The government has announced that there are to be league tables for local authority social services as there are for schools and hospitals. The news came just days after the Universities and Colleges Admissions Service wrote to its correspondents in universities and colleges reprimanding them for leaks of applications data that resulted in The THES's applications league table published last week.
As a result of this naughtiness, UCAS told its institutions (which pay for its services) they would no longer be given everyone else's figures and perhaps not even their own. "I am investigating as a matter of urgency whether it would still be possible to let each institution have its own figures on a regular basis and will be in touch with you again shortly about that," wrote UCAS's chief executive, Tony Higgins.

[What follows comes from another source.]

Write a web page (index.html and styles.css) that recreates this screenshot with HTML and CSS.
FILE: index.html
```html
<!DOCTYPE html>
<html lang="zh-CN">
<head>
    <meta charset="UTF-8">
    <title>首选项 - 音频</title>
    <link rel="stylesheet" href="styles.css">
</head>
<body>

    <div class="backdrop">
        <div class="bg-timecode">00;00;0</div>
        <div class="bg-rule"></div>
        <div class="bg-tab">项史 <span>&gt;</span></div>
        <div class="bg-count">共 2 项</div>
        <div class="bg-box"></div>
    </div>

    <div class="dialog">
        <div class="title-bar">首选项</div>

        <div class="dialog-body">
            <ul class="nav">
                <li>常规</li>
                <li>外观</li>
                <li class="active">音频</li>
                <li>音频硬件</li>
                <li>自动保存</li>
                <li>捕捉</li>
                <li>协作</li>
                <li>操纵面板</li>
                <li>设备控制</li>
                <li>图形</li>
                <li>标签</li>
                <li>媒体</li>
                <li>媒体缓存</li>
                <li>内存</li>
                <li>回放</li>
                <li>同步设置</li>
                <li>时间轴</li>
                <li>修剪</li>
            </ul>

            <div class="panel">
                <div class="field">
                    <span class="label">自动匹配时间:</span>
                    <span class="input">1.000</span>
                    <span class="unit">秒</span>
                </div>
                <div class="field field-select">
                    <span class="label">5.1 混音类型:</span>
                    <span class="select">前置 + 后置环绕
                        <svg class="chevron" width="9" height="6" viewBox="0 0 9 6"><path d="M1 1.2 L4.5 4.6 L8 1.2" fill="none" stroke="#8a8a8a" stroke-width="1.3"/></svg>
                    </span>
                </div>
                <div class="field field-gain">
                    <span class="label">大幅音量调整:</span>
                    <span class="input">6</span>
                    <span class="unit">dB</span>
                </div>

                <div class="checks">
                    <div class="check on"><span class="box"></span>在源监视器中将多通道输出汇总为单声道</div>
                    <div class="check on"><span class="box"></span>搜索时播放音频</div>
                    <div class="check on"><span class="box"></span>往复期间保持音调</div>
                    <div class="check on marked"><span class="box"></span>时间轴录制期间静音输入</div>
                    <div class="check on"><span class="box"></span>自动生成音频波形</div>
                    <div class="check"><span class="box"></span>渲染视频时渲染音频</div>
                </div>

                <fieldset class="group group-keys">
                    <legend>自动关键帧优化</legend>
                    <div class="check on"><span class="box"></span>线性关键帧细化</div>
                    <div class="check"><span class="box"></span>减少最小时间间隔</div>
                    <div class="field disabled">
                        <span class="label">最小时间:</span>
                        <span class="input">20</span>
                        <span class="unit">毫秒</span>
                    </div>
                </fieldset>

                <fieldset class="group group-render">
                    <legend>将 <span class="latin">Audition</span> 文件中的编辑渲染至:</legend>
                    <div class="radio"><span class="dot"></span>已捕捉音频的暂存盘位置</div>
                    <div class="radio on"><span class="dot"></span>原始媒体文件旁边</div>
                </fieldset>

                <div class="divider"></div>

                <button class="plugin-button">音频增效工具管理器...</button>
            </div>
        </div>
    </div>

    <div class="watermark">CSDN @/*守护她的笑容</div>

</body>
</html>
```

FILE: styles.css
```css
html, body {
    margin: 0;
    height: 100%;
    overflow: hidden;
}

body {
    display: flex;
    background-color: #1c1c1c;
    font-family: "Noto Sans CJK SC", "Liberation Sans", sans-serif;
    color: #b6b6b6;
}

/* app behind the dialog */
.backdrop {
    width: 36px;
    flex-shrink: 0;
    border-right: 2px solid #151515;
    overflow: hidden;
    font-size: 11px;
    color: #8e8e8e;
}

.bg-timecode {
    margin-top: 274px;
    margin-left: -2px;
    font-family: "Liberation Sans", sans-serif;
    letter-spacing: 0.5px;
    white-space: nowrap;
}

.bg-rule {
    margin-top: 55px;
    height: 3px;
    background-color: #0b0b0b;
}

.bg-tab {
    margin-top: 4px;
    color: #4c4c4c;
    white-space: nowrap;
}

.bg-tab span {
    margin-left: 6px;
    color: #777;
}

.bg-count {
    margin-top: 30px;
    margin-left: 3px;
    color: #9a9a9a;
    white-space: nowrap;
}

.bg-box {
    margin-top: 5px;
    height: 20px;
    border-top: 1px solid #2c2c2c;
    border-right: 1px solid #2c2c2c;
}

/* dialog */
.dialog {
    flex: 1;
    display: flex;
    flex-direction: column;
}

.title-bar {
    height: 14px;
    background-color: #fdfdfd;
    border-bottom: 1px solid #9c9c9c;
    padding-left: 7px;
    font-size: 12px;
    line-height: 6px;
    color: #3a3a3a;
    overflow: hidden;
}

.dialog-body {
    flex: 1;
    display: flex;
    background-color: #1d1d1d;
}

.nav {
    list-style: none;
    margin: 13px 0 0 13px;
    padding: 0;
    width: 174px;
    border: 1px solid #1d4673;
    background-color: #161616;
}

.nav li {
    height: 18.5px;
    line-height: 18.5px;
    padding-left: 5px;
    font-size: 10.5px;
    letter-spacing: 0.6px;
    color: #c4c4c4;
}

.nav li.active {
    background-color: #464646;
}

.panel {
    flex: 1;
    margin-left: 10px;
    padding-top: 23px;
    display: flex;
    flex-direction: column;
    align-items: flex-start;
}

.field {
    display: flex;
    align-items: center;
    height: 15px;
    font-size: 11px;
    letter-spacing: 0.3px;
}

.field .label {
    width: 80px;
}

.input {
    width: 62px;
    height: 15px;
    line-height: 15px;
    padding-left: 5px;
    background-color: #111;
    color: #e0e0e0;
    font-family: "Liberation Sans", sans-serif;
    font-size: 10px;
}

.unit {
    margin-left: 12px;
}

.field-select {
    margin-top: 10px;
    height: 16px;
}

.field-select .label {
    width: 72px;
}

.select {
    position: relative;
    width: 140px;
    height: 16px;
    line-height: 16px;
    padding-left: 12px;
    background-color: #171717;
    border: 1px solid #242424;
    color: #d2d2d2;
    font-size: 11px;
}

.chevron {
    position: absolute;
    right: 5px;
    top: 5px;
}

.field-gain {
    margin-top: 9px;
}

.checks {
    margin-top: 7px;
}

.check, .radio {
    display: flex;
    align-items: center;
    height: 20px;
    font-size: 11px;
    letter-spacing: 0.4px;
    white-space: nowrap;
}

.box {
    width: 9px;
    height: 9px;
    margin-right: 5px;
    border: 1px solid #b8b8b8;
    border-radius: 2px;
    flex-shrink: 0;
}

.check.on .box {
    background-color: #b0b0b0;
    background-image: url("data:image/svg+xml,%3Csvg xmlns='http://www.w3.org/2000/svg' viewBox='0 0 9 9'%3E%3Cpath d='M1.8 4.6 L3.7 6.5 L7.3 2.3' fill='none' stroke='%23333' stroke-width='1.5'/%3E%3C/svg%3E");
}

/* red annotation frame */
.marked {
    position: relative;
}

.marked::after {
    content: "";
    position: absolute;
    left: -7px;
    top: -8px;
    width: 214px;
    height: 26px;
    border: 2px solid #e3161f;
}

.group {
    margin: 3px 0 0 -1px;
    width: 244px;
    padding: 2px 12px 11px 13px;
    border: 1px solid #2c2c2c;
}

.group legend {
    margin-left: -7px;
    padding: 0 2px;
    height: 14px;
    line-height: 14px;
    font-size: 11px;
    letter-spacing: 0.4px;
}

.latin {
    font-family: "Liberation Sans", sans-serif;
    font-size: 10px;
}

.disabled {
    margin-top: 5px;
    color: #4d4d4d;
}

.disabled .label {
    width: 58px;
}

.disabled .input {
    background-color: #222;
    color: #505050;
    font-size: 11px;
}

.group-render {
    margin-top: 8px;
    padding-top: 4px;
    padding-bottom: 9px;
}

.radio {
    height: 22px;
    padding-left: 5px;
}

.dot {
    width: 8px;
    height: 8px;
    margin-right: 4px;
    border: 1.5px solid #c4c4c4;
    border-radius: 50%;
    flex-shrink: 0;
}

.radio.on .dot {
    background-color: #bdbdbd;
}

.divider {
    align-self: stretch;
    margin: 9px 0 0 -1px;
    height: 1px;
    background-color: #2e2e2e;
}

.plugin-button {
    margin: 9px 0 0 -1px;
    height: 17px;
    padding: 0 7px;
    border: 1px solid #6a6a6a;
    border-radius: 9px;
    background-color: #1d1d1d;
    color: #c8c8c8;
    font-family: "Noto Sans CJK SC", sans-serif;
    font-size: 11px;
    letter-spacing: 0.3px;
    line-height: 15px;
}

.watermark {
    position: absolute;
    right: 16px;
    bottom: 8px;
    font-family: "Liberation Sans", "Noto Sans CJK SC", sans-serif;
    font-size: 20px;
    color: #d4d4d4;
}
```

Universities and colleges, it seems, are to be spared the discomfort of accountability by league tables, especially those published unofficially. Students, unlike parents or patients, will not be able to inform their choices by this means.

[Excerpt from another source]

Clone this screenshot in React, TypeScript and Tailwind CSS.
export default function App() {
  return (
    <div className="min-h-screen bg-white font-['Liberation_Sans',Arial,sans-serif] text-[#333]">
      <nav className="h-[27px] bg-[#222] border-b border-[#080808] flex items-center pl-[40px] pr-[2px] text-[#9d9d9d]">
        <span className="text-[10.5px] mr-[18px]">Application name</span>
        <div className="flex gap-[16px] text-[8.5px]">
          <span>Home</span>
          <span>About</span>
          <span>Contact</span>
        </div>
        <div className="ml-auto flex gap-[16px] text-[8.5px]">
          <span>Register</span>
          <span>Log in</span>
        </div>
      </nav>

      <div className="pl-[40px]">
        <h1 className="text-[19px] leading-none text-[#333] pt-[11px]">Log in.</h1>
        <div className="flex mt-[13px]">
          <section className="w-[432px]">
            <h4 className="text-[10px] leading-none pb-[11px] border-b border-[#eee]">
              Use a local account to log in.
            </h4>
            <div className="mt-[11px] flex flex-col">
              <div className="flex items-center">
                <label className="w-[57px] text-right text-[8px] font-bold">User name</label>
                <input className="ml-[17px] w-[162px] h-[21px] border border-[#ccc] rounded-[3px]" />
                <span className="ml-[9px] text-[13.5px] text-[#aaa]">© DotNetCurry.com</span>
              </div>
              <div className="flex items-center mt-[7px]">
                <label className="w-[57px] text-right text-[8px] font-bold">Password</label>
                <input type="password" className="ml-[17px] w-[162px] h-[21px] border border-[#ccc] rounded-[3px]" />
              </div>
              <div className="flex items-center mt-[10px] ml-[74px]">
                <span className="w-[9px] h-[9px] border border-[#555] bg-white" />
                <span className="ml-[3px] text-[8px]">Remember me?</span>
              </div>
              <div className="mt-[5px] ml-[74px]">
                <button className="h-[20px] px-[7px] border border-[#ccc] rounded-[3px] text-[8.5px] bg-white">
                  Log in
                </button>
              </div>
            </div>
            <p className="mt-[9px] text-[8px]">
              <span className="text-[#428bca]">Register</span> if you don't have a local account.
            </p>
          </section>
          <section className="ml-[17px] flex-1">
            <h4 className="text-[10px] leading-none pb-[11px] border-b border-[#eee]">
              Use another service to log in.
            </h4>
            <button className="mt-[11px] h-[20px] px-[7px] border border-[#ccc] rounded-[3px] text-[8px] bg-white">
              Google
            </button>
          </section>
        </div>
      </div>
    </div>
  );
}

So what if in the process universities are denied automatic access to comparative information enabling them to see how they are doing compared with other institutions? If they do not get even their own figures during the application round how can they control recruiting? They might as well hand over admissions to the central body altogether. But this would mean giving up one of the crucial defining characteristics of British universities and one most envied on the Continent: the right to select their own students and set their own entry criteria.
UCAS was born out of the Universities and Polytechnics Central Councils for Admissions. The older sibling, UCCA, was set up some 35 years ago by the universities through the Committee of Vice-Chancellors to simplify applications. UCAS, formed in 1993, is a company limited by guarantee, wholly owned by institutions providing higher education. Five of its 14 directors and its chairman are appointed by the CVCP, one by the colleges; the rest are elected by the HEIs. It is their creature. But this week's letter suggests the child may yet consume its parents.